WiMax: The Next Great Disappointment?
After months of slipping subscriber numbers and investor pressure, Gary Forsee stepped down as CEO of Sprint Nextel. Among investors' biggest concerns was the company's plan to build a next-generation wireless network using WiMax. While analysts say Sprint should table the WiMax rollout, such a move could hurt the already struggling company.
Gary Forsee’s resignation as the chairman, president and CEO of Sprint Nextel could have ramifications on at least a couple of levels: It almost certainly signals a change in how aggressively the carrier executes its stated WiMax strategy. That, in turn, would have a major impact on the overall success of the next-generation platform.

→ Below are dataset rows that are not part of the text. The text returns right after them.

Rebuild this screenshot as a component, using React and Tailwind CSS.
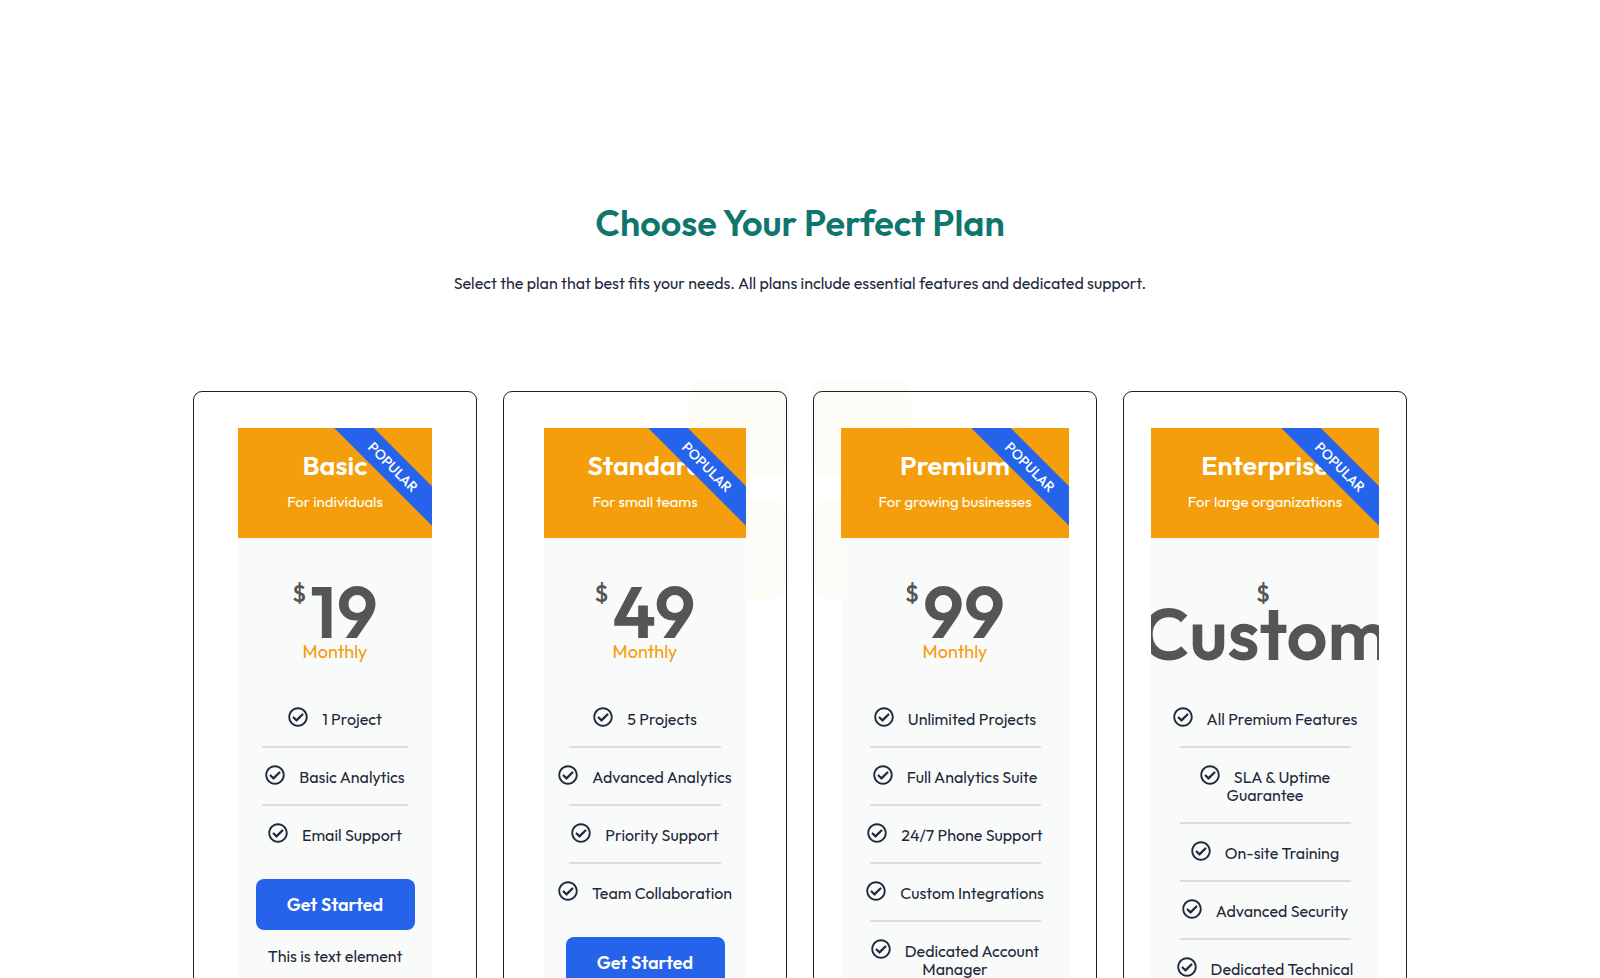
import React from 'react';
import { FaRegCheckCircle } from 'react-icons/fa';

const plans = [
  {
    name: 'Basic',
    note: 'For individuals',
    price: '19',
    period: 'Monthly',
    width: 'w-[194px]',
    features: ['1 Project', 'Basic Analytics', 'Email Support'],
  },
  {
    name: 'Standard',
    note: 'For small teams',
    price: '49',
    period: 'Monthly',
    width: 'w-[202px]',
    features: ['5 Projects', 'Advanced Analytics', 'Priority Support', 'Team Collaboration'],
  },
  {
    name: 'Premium',
    note: 'For growing businesses',
    price: '99',
    period: 'Monthly',
    width: 'w-full',
    features: [
      'Unlimited Projects',
      'Full Analytics Suite',
      '24/7 Phone Support',
      'Custom Integrations',
      'Dedicated Account Manager',
    ],
  },
  {
    name: 'Enterprise',
    note: 'For large organizations',
    price: 'Custom',
    width: 'w-full',
    features: [
      'All Premium Features',
      'SLA & Uptime Guarantee',
      'On-site Training',
      'Advanced Security',
      'Dedicated Technical Support',
    ],
  },
];

function Price({ plan }) {
  const wraps = !plan.period;
  return (
    <div className="flex h-[169px] flex-col items-center pt-[44px] text-[#555]">
      <div className={wraps ? 'flex flex-col items-center' : 'flex items-start'}>
        <span className="mr-1 text-2xl leading-[22px] font-medium">$</span>
        <span className="text-[72px] leading-[60px] font-semibold">{plan.price}</span>
      </div>
      {plan.period && (
        <span className="text-lg leading-5 text-[#f59e0b]">{plan.period}</span>
      )}
    </div>
  );
}

function PlanCard({ plan }) {
  return (
    <article className="flex flex-col items-center rounded-[9px] border border-[#222] px-[27px] py-9">
      <div className={`${plan.width} max-w-full overflow-hidden bg-[#f9fbfa] pb-9 text-center`}>
        <header className="relative h-[110px] overflow-hidden bg-[#f59e0b] pt-5 text-white">
          <h2 className="text-[27px] leading-[34px] font-semibold">{plan.name}</h2>
          <p className="mt-[10px] text-[15px] leading-5">{plan.note}</p>
          <span className="absolute top-[25px] right-[-41px] w-40 rotate-45 bg-[#2563eb] text-center text-sm leading-7 font-medium">
            POPULAR
          </span>
        </header>
        <Price plan={plan} />
        <ul>
          {plan.features.map((feature) => (
            <li key={feature} className="group text-base leading-[18px]">
              <div className="px-3 pb-[18px]">
                <FaRegCheckCircle className="mr-[14px] inline-block size-5 align-[-2px]" />
                {feature}
              </div>
              <div className="mx-auto mb-[17px] h-[2px] w-3/4 bg-[#ddd] group-last:hidden" />
            </li>
          ))}
        </ul>
        <button
          type="button"
          className="mt-[17px] h-[51px] w-[159px] rounded-lg bg-[#2563eb] text-lg font-semibold text-white"
        >
          Get Started
        </button>
        <p className="mt-[14px] text-base leading-6">This is text element</p>
      </div>
    </article>
  );
}

export default function App() {
  return (
    <main className="relative h-screen overflow-hidden bg-white font-['Outfit','Lato',sans-serif] text-[#1e293b]">
      <div className="absolute inset-0 grid place-items-center" aria-hidden="true">
        <div className="grid grid-cols-2 gap-[22px]">
          <span className="size-[100px] rounded-[20px] bg-[#fefcf7]" />
          <span className="size-[100px] rounded-[20px] bg-[#fefcf7]" />
          <span className="size-[100px] rounded-[20px] bg-[#fefcf7]" />
          <span className="size-[100px] rounded-[20px] bg-[#fefcf7]" />
        </div>
      </div>
      <section className="relative mx-auto max-w-[1214px] pt-[200px]">
        <h1 className="text-center text-4xl leading-[46px] font-semibold text-[#0f766e]">
          Choose Your Perfect Plan
        </h1>
        <p className="mt-[25px] text-center text-base leading-6">
          Select the plan that best fits your needs. All plans include essential features and dedicated support.
        </p>
        <div className="mt-24 grid grid-cols-4 gap-[26px]">
          {plans.map((plan) => (
            <PlanCard key={plan.name} plan={plan} />
          ))}
        </div>
      </section>
    </main>
  );
}
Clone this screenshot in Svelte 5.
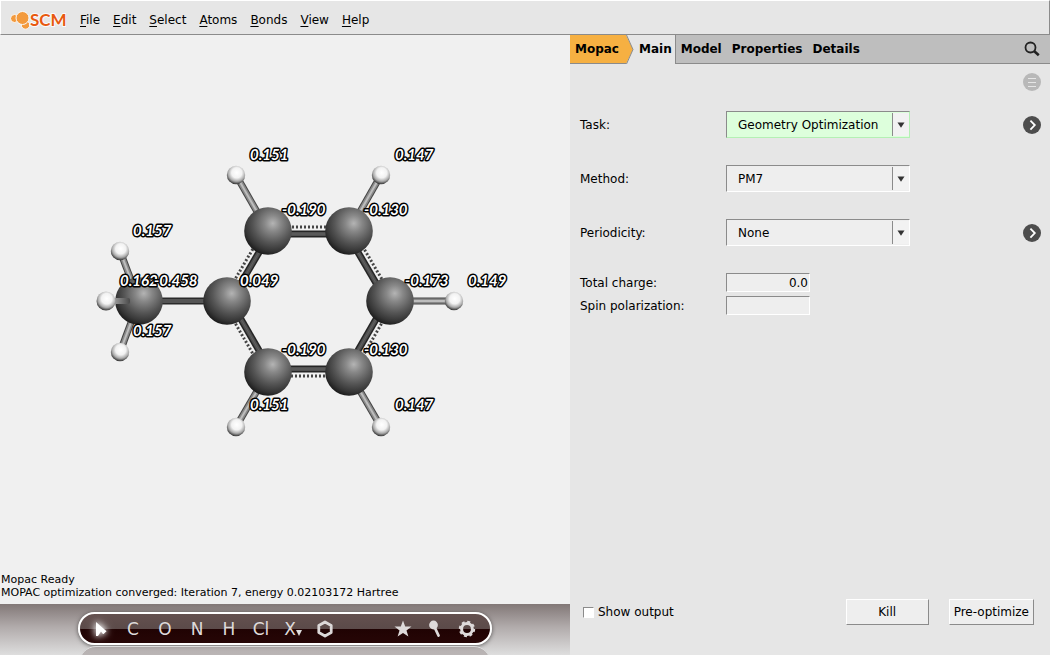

Many of the issues are delineated in this insightful CNET piece by Marguerite Reardon. The main concern, and probably the top reason that Forsee was pressured to leave, is that Wall Street thought WiMax was too speculative to justify the money and attention being paid by Sprint, especially as efforts to fully integrate Nextel lagged. The plan - as of right now - is to budget $5 billion over the next three years to build a WiMax network. About $2 billion of that would be spent by the end of next year to offer the service to 100 million people. That’s all up in the air right now, no pun intended.
The bulk of Reardon’s analysis details the impact the change may have on Sprint. In the bigger picture, however, a move away from WiMax by Sprint could chill enthusiasm, at least to some degree, across the industry. Sprint and Intel clearly are the highest-profile WiMax champions.
WiMax won’t fade away, of course. Intel, as Reardon points out, is planning to embed WiMax functionality in millions of devices, for instance. But a pullback by the carrier, even if it can be spun as being more about Sprint’s internal machinations than the potential of the technology, is not good news for WiMax proponents.
The Clearwire/Sprint network deal also seems to be in trouble. This is spelled out starkly in this comment by Goldman Sachs analyst Jason Armstrong in a Financial Times piece. It is likely that similar messages are being sent directly to the company's caretaker leadership:
We would expect longer-term initiatives such as the Clearwire WiMax partnership to be [put] on hold and subject to review by a new leadership team.
The cracks in the Clearwater/Sprint relationship are further evident in this article in The Seattle Times. The piece says the actually signing of the agreement is taking longer than expected to come to pass, but it's still expected to be signed within a few weeks of the Oct. 6 publication of the piece. But, with Forsee gone and the WiMax skeptics ascendant, it is not outside the realm of possibility that the deal will be put on the back burner.
The picture was not without clouds for WiMax before Forsee's departure. This sobering look at WiMax at PC Magazine begins by suggesting that the Clearwire/Sprint deal may have been struck more out of weakness - limited market opportunities - than strength. That’s speculation, of course. What isn’t is the fact that Clearwire’s positioning as a WiMax provider is a bit misleading. It certainly intends to use the technology, but currently serves its customers — outside of a small pocket in a Hillsboro, Ore. beta test — with other technologies. Perhaps the most disturbing aspect of the story, which was published last month, was the suggestion that Sprint “could be the technology’s saving grace.” If Reardon and others’ speculation proves accurate, that potential saving grace is fading.
All is not lost for WiMax, however. It still has powerful proponents. First and foremost is Intel, whose proselytizing goes beyond its product road map. For instance, last month it joined Wireless Broadband Planning K.K., a joint venture that will seek a license from the Japanese government. Other members of the group are carrier KDDI, Kyocera, Daiwa Securities Group, the East Japan Railway and the Bank of Tokyo-Mitsubishi. Intel also signed an agreement with Nokia and Nokia Siemens Networks to test for interoperability across its silicon. Nokia said it will use Intel's “Baxter Peak” WiMax silicon in its coming Nseries tablet PCs.
WiMax remains a technology with tremendous potential. What remains to be seen is whether those who back it are savvy enough to work through the tricky competitive landscape and enable it to realize the bright future that has long been predicted.